Ci sarà pure un motivo, se alcune delle più brillanti storielle hanno per tema la morte; comunque, possiamo dedurne che vi è un punto di vista, secondo il quale la morte è una cosa ridicola. Fa ridere. Un dottore percorre pensoso i viali di un cimitero; da sotto una lapide ode uscire una voce invocante: «Dottore! Dottore!». Sconvolto, il dottore si accosta alla lapide. La voce sotterranea grida: «Dottore, mi aiuti!». Il dottore balbetta, all’incirca: «Che cosa posso fare per lei?», e la voce risponde: «Ho bisogno di lei, dottore; ho i vermi». La trovo una decorosa storia, anche se un po’ aspretta; mentre l’agonizzante del Belli che dice al prete: «Ogne, ogne e non rompe li cojoni» è rude, fiera del sarcasmo non più punibile del morituro.
Una nota vignetta sul Terrore mostra una serie di signori che salgono sulla scala che li deve condurre alla ghigliottina; salgono disordinatamente, e quello che sta in cima, il primo decapitando, si volta seccato e strilla: «E non cominciamo a spingere, eh!». Ci sono ottime storielle sulla forca, sulle epidemie – dopo tutto il Decameron nasce da una pestilenza –, sui fantasmi, sui cimiteri. Ma insomma, perché la morte fa ridere? È proprio divertente? In talune circostanze, lo è. Le storielle vengono sempre raccontate da chi morto non è. È un po’ come vedere qualcuno che dà una gran sederata; la sederata definitiva. Il morto non appartiene al nostro mondo, e dunque lo si può trattare con una certa confidenza; dopo tutto, non è mica un potente dell’aldilà, è un mortaccolo, non può mica vendicarsi. Morire è un po’ stupido, ma come è un po’ stupido sposarsi, e lo fanno, lo fate, quasi tutti. L’idea è questa: voi morite, eh? Secondo me, non è una cosa furba, ma affari vostri. Non ci sono storielle sulla nascita, ma ci sono storielle sul matrimonio; anche sul giorno delle nozze.
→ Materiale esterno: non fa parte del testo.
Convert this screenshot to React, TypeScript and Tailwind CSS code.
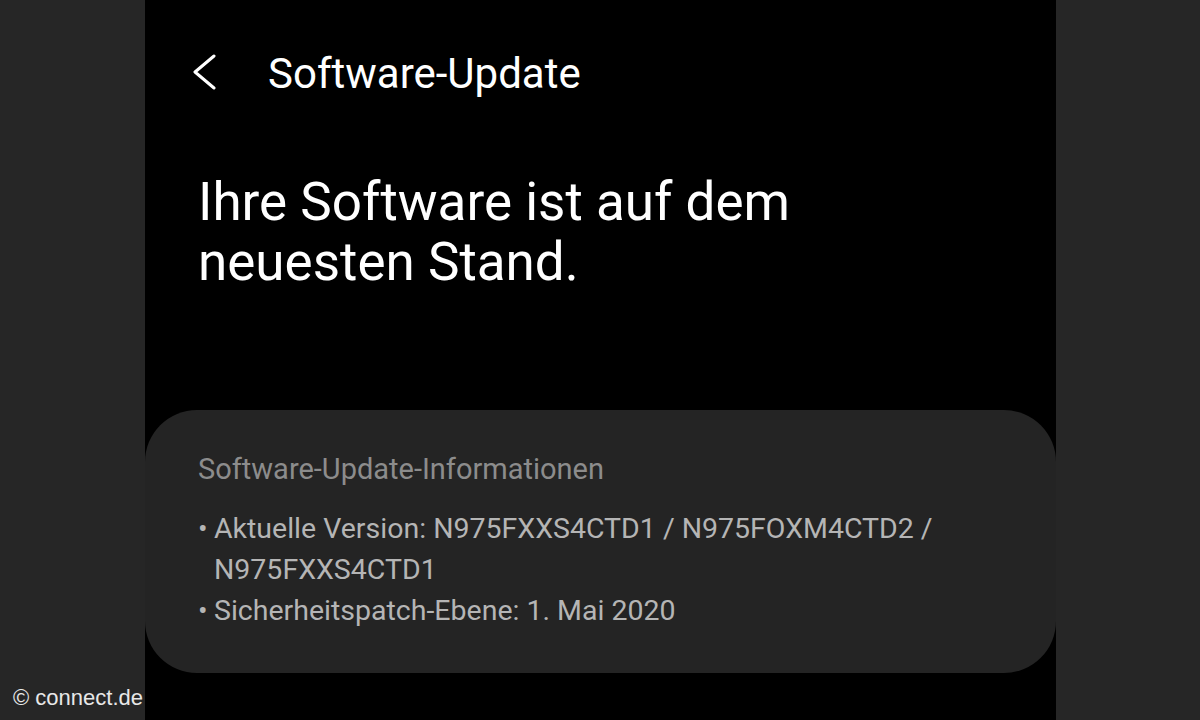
import React from "react";

export default function App() {
  return (
    <div className="flex h-[720px] w-[1200px] overflow-hidden bg-[#262626]" style={{ fontFamily: "Roboto, 'Noto Sans', sans-serif" }}>
      <div className="flex w-[145px] shrink-0 flex-col justify-end pb-[9px] pl-[13px]">
        <span className="whitespace-nowrap text-[22px] leading-[26px] text-[#e8e8e8]" style={{ fontFamily: "'Liberation Sans', Arial, sans-serif" }}>
          © connect.de
        </span>
      </div>
      <div className="flex w-[911px] shrink-0 flex-col bg-black">
        <div className="flex items-start pl-[47px] pt-[53px]">
          <svg width="25" height="36" viewBox="0 0 25 36" className="mt-[1px]">
            <polyline points="22,2 3,18 22,34" fill="none" stroke="#ffffff" strokeWidth="3" strokeLinecap="round" strokeLinejoin="round" />
          </svg>
          <span className="ml-[51px] text-[42px] leading-[42px] text-white">Software-Update</span>
        </div>
        <div className="mt-[77px] pl-[53px] text-[53px] leading-[60px] text-white">
          Ihre Software ist auf dem
          <br />
          neuesten Stand.
        </div>
        <div className="mt-[118px] h-[263px] rounded-[52px] bg-[#242424] pl-[53px] pt-[43px]">
          <div className="text-[29px] leading-[32px] text-[#8c8c8c]">Software-Update-Informationen</div>
          <div className="mt-[23px] text-[28.5px] leading-[41px] text-[#b5b5b5]">
            <div className="flex">
              <span className="w-[16px] shrink-0">•</span>
              <span>
                Aktuelle Version: N975FXXS4CTD1 / N975FOXM4CTD2 /
                <br />
                N975FXXS4CTD1
              </span>
            </div>
            <div className="flex">
              <span className="w-[16px] shrink-0">•</span>
              <span>Sicherheitspatch-Ebene: 1. Mai 2020</span>
            </div>
          </div>
        </div>
      </div>
      <div className="flex-1" />
    </div>
  );
}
L’impressione è che la morte è una cosa «che fanno tutti», e dunque non è una cosa seria. E tuttavia è una faccenda che molesta, un pensiero seccante. Come vivere dentro una clessidra; quando passa l’ultimo granello di sabbia, tac, si casca, dove? Chissà se i morti si raccontano storielle sulla vita. Si ha l’impressione che i morti siano tutti un po’ mescolati, una gran folla di tutti i paesi. Se uno cominciasse una storiella: «Un giorno uno scozzese…», certo qualcuno lo interromperebbe: «Che cos’è uno scozzese?».
La morte non è solo divertente; fa anche gola. Basti vedere come si leggono le notizie ferali sui quotidiani; esistevano, forse esistono, giornali, rotocalchi, che si occupavano esclusivamente di morti ammazzati. Un atlante medico, tutto fotografie di gente impiccata e fatta a pezzi, qualche anno fa andò a ruba, e ci scrissero saggi e divagazioni scrittori di vaglia. Certo, l’assassinio è una specialità particolare del decesso, ed è anche più divertente. La morte violenta è una chicca; da anni escono migliaia di volumi dedicati solo alle morti per omicidio; ora il cinema ha scoperto che adoperando i morti dal vivo si possono ottenere risultati economicamente confortanti. Dickens amava le morti, specie se di bambini, o orrorose e violentissime. Una volta andò a visitare la Morgue di Parigi, e andò assolutamente in estasi davanti alla salma di un annegato. Scrisse uno dei suoi pezzi più esilaranti. Dickens morì recitando sulla scena l’orribile fine di non so quale omicida, pagina memorabile di un suo romanzo; fu assassinato dalla propria prosa delittuosa, e se questa non è una finezza, non so proprio che cosa sia.